À Alger et au-delà, plusieurs exemples confirment cette difficile remise en cause du système patriarcal, tout en montrant également les luttes nouvelles pour une plus grande mixité des genres dans l’espaces public. Dans un pays en quête de démocratisation, de nouvelles citoyennetés féminines – revendiquées musulmanes ou non – apparaissent. Ainsi, à l’été 2017, des prédicateurs salafistes lancèrent un appel sur Internet, demandant aux hommes de photographier les femmes trop dénudées sur les plages pour les livrer à la vindicte populaire. En retour, un collectif féministe se créa et organisa des « baignades républicaines », les femmes se regroupant pour aller ensemble à la plage et s’y vêtir de maillots de bain. Au ramadan 2018, peu avant la rupture du jeûne, une jeune femme (voilée) faisait un jogging aux Sablettes (Alger) lorsqu’elle fut violemment agressée par un homme qui lui intima l’ordre de rejoindre « sa place » derrière les fourneaux. Les gendarmes qui prirent sa plainte lui reprochèrent à leur tour de courir à une heure pareille. Son témoignage sur Internet provoqua des réactions d’une ampleur telle, qu’un collectif se créa pour organiser un « footing citoyen » le 9 juin 2018 à Alger. Cet événement réunit près de 500 participants – des joggeuses en majorité – venus défendre le droit des femmes à user de l’espace public.
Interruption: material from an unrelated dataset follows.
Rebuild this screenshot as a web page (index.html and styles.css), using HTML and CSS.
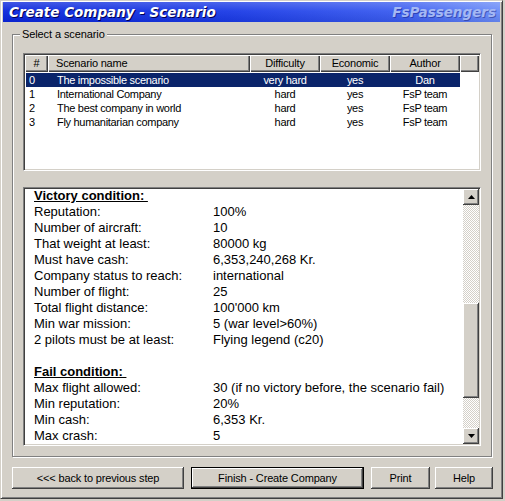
FILE: index.html
```html
<!DOCTYPE html>
<html>
<head>
<meta charset="utf-8">
<title>Create Company - Scenario</title>
<link rel="stylesheet" href="styles.css">
</head>
<body>
<div class="window">
  <div class="titlebar">
    <span class="title">Create Company - Scenario</span>
    <span class="brand">FsPassengers</span>
  </div>
  <div class="group">
    <span class="group-label">Select a scenario</span>
    <div class="listview sunken">
      <div class="lv-header">
        <div class="hc c-num">#</div>
        <div class="hc c-name">Scenario name</div>
        <div class="hc c-diff">Difficulty</div>
        <div class="hc c-econ">Economic</div>
        <div class="hc c-auth">Author</div>
        <div class="hc c-fill"></div>
      </div>
      <div class="lv-body">
        <div class="lv-row selected">
          <div class="c-num">0</div><div class="c-name">The impossible scenario</div><div class="c-diff">very hard</div><div class="c-econ">yes</div><div class="c-auth">Dan</div>
        </div>
        <div class="lv-row">
          <div class="c-num">1</div><div class="c-name">International Company</div><div class="c-diff">hard</div><div class="c-econ">yes</div><div class="c-auth">FsP team</div>
        </div>
        <div class="lv-row">
          <div class="c-num">2</div><div class="c-name">The best company in world</div><div class="c-diff">hard</div><div class="c-econ">yes</div><div class="c-auth">FsP team</div>
        </div>
        <div class="lv-row">
          <div class="c-num">3</div><div class="c-name">Fly humanitarian company</div><div class="c-diff">hard</div><div class="c-econ">yes</div><div class="c-auth">FsP team</div>
        </div>
      </div>
    </div>
    <div class="infobox sunken">
      <div class="info-text">
        <div class="info-lines">
          <div class="heading"><span>Victory condition:&nbsp;</span></div>
          <div class="line"><span class="k">Reputation:</span><span class="v">100%</span></div>
          <div class="line"><span class="k">Number of aircraft:</span><span class="v">10</span></div>
          <div class="line"><span class="k">That weight at least:</span><span class="v">80000 kg</span></div>
          <div class="line"><span class="k">Must have cash:</span><span class="v">6,353,240,268 Kr.</span></div>
          <div class="line"><span class="k">Company status to reach:</span><span class="v">international</span></div>
          <div class="line"><span class="k">Number of flight:</span><span class="v">25</span></div>
          <div class="line"><span class="k">Total flight distance:</span><span class="v">100'000 km</span></div>
          <div class="line"><span class="k">Min war mission:</span><span class="v">5 (war level&gt;60%)</span></div>
          <div class="line"><span class="k">2 pilots must be at least:</span><span class="v">Flying legend (c20)</span></div>
          <div class="line blank"></div>
          <div class="heading"><span>Fail condition:&nbsp;</span></div>
          <div class="line"><span class="k">Max flight allowed:</span><span class="v">30 (if no victory before, the scenario fail)</span></div>
          <div class="line"><span class="k">Min reputation:</span><span class="v">20%</span></div>
          <div class="line"><span class="k">Min cash:</span><span class="v">6,353 Kr.</span></div>
          <div class="line"><span class="k">Max crash:</span><span class="v">5</span></div>
        </div>
      </div>
      <div class="scrollbar">
        <div class="sb-btn raised"><svg width="7" height="4" viewBox="0 0 7 4"><path d="M3.5 0 L7 4 L0 4 Z" fill="#000"/></svg></div>
        <div class="sb-track"><div class="sb-thumb raised"></div></div>
        <div class="sb-btn raised"><svg width="7" height="4" viewBox="0 0 7 4"><path d="M0 0 L7 0 L3.5 4 Z" fill="#000"/></svg></div>
      </div>
    </div>
  </div>
  <div class="buttons">
    <div class="btn raised b-back">&lt;&lt;&lt; back to previous step</div>
    <div class="btn-default b-finish"><div class="btn raised">Finish - Create Company</div></div>
    <div class="btn raised b-print">Print</div>
    <div class="btn raised b-help">Help</div>
  </div>
</div>
</body>
</html>
```
FILE: styles.css
```css
* { box-sizing: border-box; }
html, body { margin: 0; padding: 0; background: #d4d0c8; }
body {
  font-family: "Liberation Sans", Arial, sans-serif;
  font-size: 11px;
  color: #000;
  width: 505px;
  height: 501px;
  overflow: hidden;
}
.window {
  width: 503px;
  height: 499px;
  border: 1px solid;
  border-color: #d4d0c8 #404040 #404040 #d4d0c8;
  box-shadow: inset 1px 1px 0 #fff, inset -1px -1px 0 #808080;
  padding: 1px 2px 2px 2px;
  display: flex;
  flex-direction: column;
}
.titlebar {
  height: 20px;
  flex: none;
  display: flex;
  justify-content: space-between;
  align-items: center;
  padding: 0 4px 0 6px;
  background:
    linear-gradient(to bottom, rgba(255,255,255,0.22), rgba(255,255,255,0.05) 45%, rgba(0,0,40,0.08)),
    linear-gradient(to right, #0a26dc 0%, #1a3ae6 45%, #3a5cf0 80%, #6a8cf8 100%);
  font-family: "DejaVu Sans", Verdana, sans-serif;
  font-weight: bold;
  font-style: italic;
  font-size: 13.5px;
}
.title { color: #fff; text-shadow: 1px 1px 0 #000050; }
.brand { color: #a4b8f4; text-shadow: 1px 1px 0 rgba(0,0,80,0.35); }
.group {
  position: relative;
  margin: 12px 0 0 9px;
  width: 480px;
  height: 423px;
  border: 1px solid #808080;
  box-shadow: 1px 1px 0 #fff, inset 1px 1px 0 #fff;
  padding: 18px 10px 10px 10px;
  display: flex;
  flex-direction: column;
}
.group-label {
  position: absolute;
  top: -7px;
  left: 7px;
  padding: 0 2px;
  background: #d4d0c8;
  line-height: 13px;
  letter-spacing: -0.1px;
}
.sunken {
  border: 1px solid;
  border-color: #808080 #fff #fff #808080;
  box-shadow: inset 1px 1px 0 #404040, inset -1px -1px 0 #d4d0c8;
  padding: 1px;
  background: #fff;
}
.raised {
  background: #d4d0c8;
  box-shadow: inset -1px -1px 0 #404040, inset 1px 1px 0 #fff, inset -2px -2px 0 #808080;
}
.listview { height: 118px; flex: none; overflow: hidden; }
.lv-header { display: flex; height: 17px; }
.hc {
  background: #d4d0c8;
  box-shadow: inset 1px 1px 0 #fff, inset -1px -1px 0 #404040, inset -2px -2px 0 #808080;
  line-height: 16px;
  text-align: center;
  white-space: nowrap;
  letter-spacing: -0.2px;
}
.lv-header .c-num { width: 23px; }
.lv-header .c-name { width: 202px; text-align: left; padding-left: 8px; }
.lv-header .c-diff, .lv-header .c-econ, .lv-header .c-auth { width: 70px; }
.lv-header .c-fill { flex: 1; }
.lv-body { padding-top: 1px; }
.lv-row { display: flex; height: 14px; line-height: 14px; margin-left: 1px; width: 434px; white-space: nowrap; letter-spacing: -0.3px; }
.lv-row.selected { background: #0a246a; color: #fff; }
.lv-row .c-num { width: 22px; padding-left: 3px; }
.lv-row .c-name { width: 202px; padding-left: 9px; }
.lv-row .c-diff, .lv-row .c-econ, .lv-row .c-auth { width: 70px; text-align: center; }
.listview + .infobox { margin-top: 16px; }
.infobox { flex: 1; display: flex; overflow: hidden; }
.info-text { flex: 1; overflow: hidden; padding-left: 9px; }
.info-lines { margin-top: -1px; font-size: 13px; line-height: 16px; }
.line { display: flex; height: 16px; white-space: nowrap; }
.line .k { width: 179px; flex: none; }
.heading { height: 16px; font-weight: bold; }
.heading span { text-decoration: underline; }
.scrollbar { width: 16px; flex: none; display: flex; flex-direction: column; }
.sb-btn { height: 16px; flex: none; display: flex; align-items: center; justify-content: center; }
.sb-track {
  flex: 1;
  background: repeating-conic-gradient(#fff 0 25%, #d4d0c8 0 50%) 0 0 / 2px 2px;
}
.sb-thumb { margin-top: 98px; height: 95px; }
.buttons { display: flex; margin: 10px 0 0 9px; height: 22px; }
.btn { height: 22px; display: flex; align-items: center; justify-content: center; white-space: nowrap; letter-spacing: -0.15px; }
.b-back { width: 172px; }
.btn-default { width: 173px; margin-left: 7px; border: 1px solid #000; }
.btn-default .btn { height: 20px; }
.b-print { width: 59px; margin-left: 7px; }
.b-help { width: 58px; margin-left: 5px; }
```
Si d’après un sondage réalisé par Liberté Algérie en décembre 2016, plus de 50% des femmes algériennes trouvent légitime la violence menée contre elles au nom d’une « nécessité culturelle », les nombreuses réactions suite aux affaires décrites montrent que même minoritaires, des Algériennes et des Algériens veulent aujourd’hui voir évoluer le patriarcat tel qu’il est promu par un discours islamo-conservateur. Cherifa Kheddar, ancienne porte-parole de l’Observatoire des violences faites aux femmes et présidente de l’association Djazaïrona de Blida, déclarait ainsi en 2017 dans la presse qu’elle était fière de ces militantes qui, si elles avaient été plus nombreuses dans les années 1990, auraient peut-être entraîné un « sursaut républicain » et limité la tragédie qui suivit.